Trustees use a deed of advancement to apply capital for the benefit of beneficiaries. It cannot apply retrospectively. It is effective only from the date they execute the deed. This can have Capital Gains Tax implications. Details are at CG37330 onwards. External customers can find this guidance at http://www.hmrc.gov.uk/manuals/cgmanual/CG37330.htm.

Effects of an advancement

The advancement can give someone absolute title to capital. This may have Capital Gains Tax implications. Details are at CG37330 onwards (external customers can find this guidance at http://www.hmrc.gov.uk/manuals/cgmanual/CG37330.htm). It can impose new terms on how the trust income and capital is to be dealt with. That may simply be a change of the existing trust. Or it may be a separate settlement for CGT purposes (CG37830 onwards). External customers can find this guidance at http://www.hmrc.gov.uk/manuals/cgmanual/CG37830.htm.

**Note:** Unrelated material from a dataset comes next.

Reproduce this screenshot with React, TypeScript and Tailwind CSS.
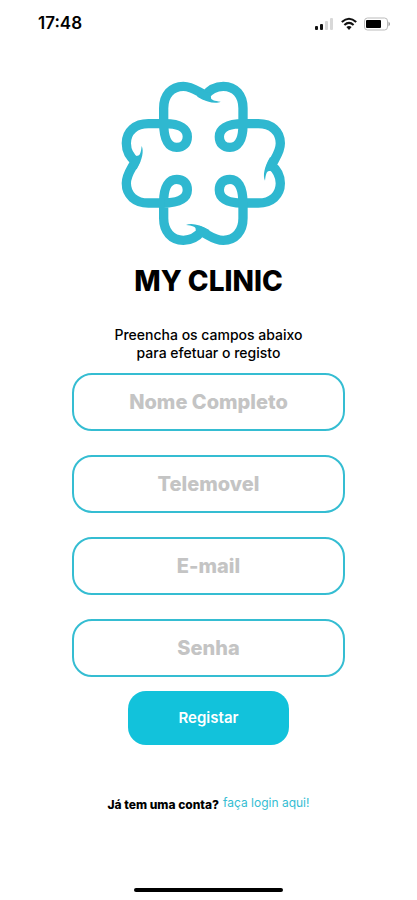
const fields = [
  { id: 'name', label: 'Nome Completo', type: 'text' },
  { id: 'phone', label: 'Telemovel', type: 'tel' },
  { id: 'email', label: 'E-mail', type: 'email' },
  { id: 'password', label: 'Senha', type: 'password' },
];

function StatusBar() {
  return (
    <div className="flex h-12 items-center justify-between pl-[38px] pr-[26px]">
      <span className="text-[17px] font-semibold">17:48</span>
      <div className="flex items-center gap-[7px]">
        {/* Signal */}
        <svg width="20" height="14" viewBox="0 0 20 14" aria-hidden="true">
          <rect x="1" y="9" width="3" height="4" rx="1" fill="#111" />
          <rect x="6" y="7" width="3" height="6" rx="1" fill="#111" />
          <rect x="11" y="4" width="3" height="9" rx="1" fill="#d8d8d8" />
          <rect x="16" y="1" width="3" height="12" rx="1" fill="#d8d8d8" />
        </svg>
        {/* Wifi */}
        <svg width="16" height="14" viewBox="0 0 16 14" fill="none" stroke="#111" strokeWidth="2.1" aria-hidden="true">
          <path d="M0.8 5Q8-1.5 15.2 5" />
          <path d="M3.4 8Q8 3.8 12.6 8" />
          <path d="M5.4 10Q8 8 10.6 10L8 13Z" fill="#111" stroke="none" />
        </svg>
        {/* Battery */}
        <svg width="27" height="14" viewBox="0 0 27 14" aria-hidden="true">
          <rect x="0.5" y="1" width="23" height="12" rx="3" fill="#fff" stroke="#bbb" />
          <rect x="2" y="3" width="15" height="8" rx="1" fill="#000" />
          <path d="M24.5 4.5Q27.5 7 24.5 9.5Z" fill="#999" />
        </svg>
      </div>
    </div>
  );
}

function Petal({ angle }: { angle: number }) {
  return (
    <g transform={`rotate(${angle} 280 280)`}>
      <path d="M161 164V115C161 76 184 49 220 49C250 49 266 68 292 78" />
      <path d="M284 78C300 57 320 49 340 49C376 49 399 76 399 115V164C399 212 382 232 360 232C340 232 328 220 328 200C328 178 348 161 402 161" />
      <path
        d="M266 57L285 66L298 67L303 81C301 90 314 93 332 95C318 102 290 97 262 80Z"
        fill="#2fb8d0"
        stroke="none"
      />
    </g>
  );
}

function Logo() {
  return (
    <svg
      className="mr-2 h-[190px] w-[190px]"
      viewBox="0 0 570 570"
      fill="none"
      stroke="#2fb8d0"
      strokeWidth="28"
      role="img"
      aria-label="My Clinic"
    >
      <Petal angle={0} />
      <Petal angle={90} />
      <Petal angle={180} />
      <Petal angle={270} />
    </svg>
  );
}

export default function App() {
  return (
    <div className="flex min-h-screen flex-col bg-white font-['Inter',sans-serif] text-black">
      <StatusBar />

      <main className="flex flex-col items-center pt-[22px]">
        <Logo />
        <h1 className="mt-[5px] text-[28px] leading-8 font-extrabold">MY CLINIC</h1>

        <p className="mt-[29px] text-center text-sm leading-[18px] font-medium">
          Preencha os campos abaixo
          <br />
          para efetuar o registo
        </p>

        <form className="mt-[11px] flex w-full flex-col items-center px-[72px]">
          <div className="flex w-full flex-col gap-6">
            {fields.map((field) => (
              <input
                key={field.id}
                id={field.id}
                type={field.type}
                placeholder={field.label}
                aria-label={field.label}
                className="h-[58px] w-full rounded-[20px] border-2 border-[#35bdd2] text-center text-xl font-extrabold placeholder:text-[#c4c4c4]"
              />
            ))}
          </div>
          <button
            type="button"
            className="mt-[14px] h-[54px] w-[161px] rounded-[18px] bg-[#12c2db] text-[15px] font-semibold text-white"
          >
            Registar
          </button>
        </form>

        <p className="mt-[50px] flex items-start gap-1 text-xs leading-4">
          <span className="pt-[2px] font-extrabold">Já tem uma conta?</span>
          <a href="#login" className="text-[#35bdd2]">
            faça login aqui!
          </a>
        </p>
      </main>

      {/* Home indicator */}
      <div className="mx-auto mt-auto mb-2 h-1 w-[149px] rounded-full bg-black" />
    </div>
  );
}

It can be for a minor, unmarried child of the settlor. Section 629 ITTOIA (TSEM4300) may apply.

Trustees may use a deed to exercise their statutory powers of advancement. The deed is not strictly necessary. Trustees’ powers of advancement are contained in Section 32 Trustee Act 1925 for England and Wales. The equivalent in Northern Ireland is Section 33 Trustee Act (Northern Ireland) 1958. There is no equivalent in Scotland.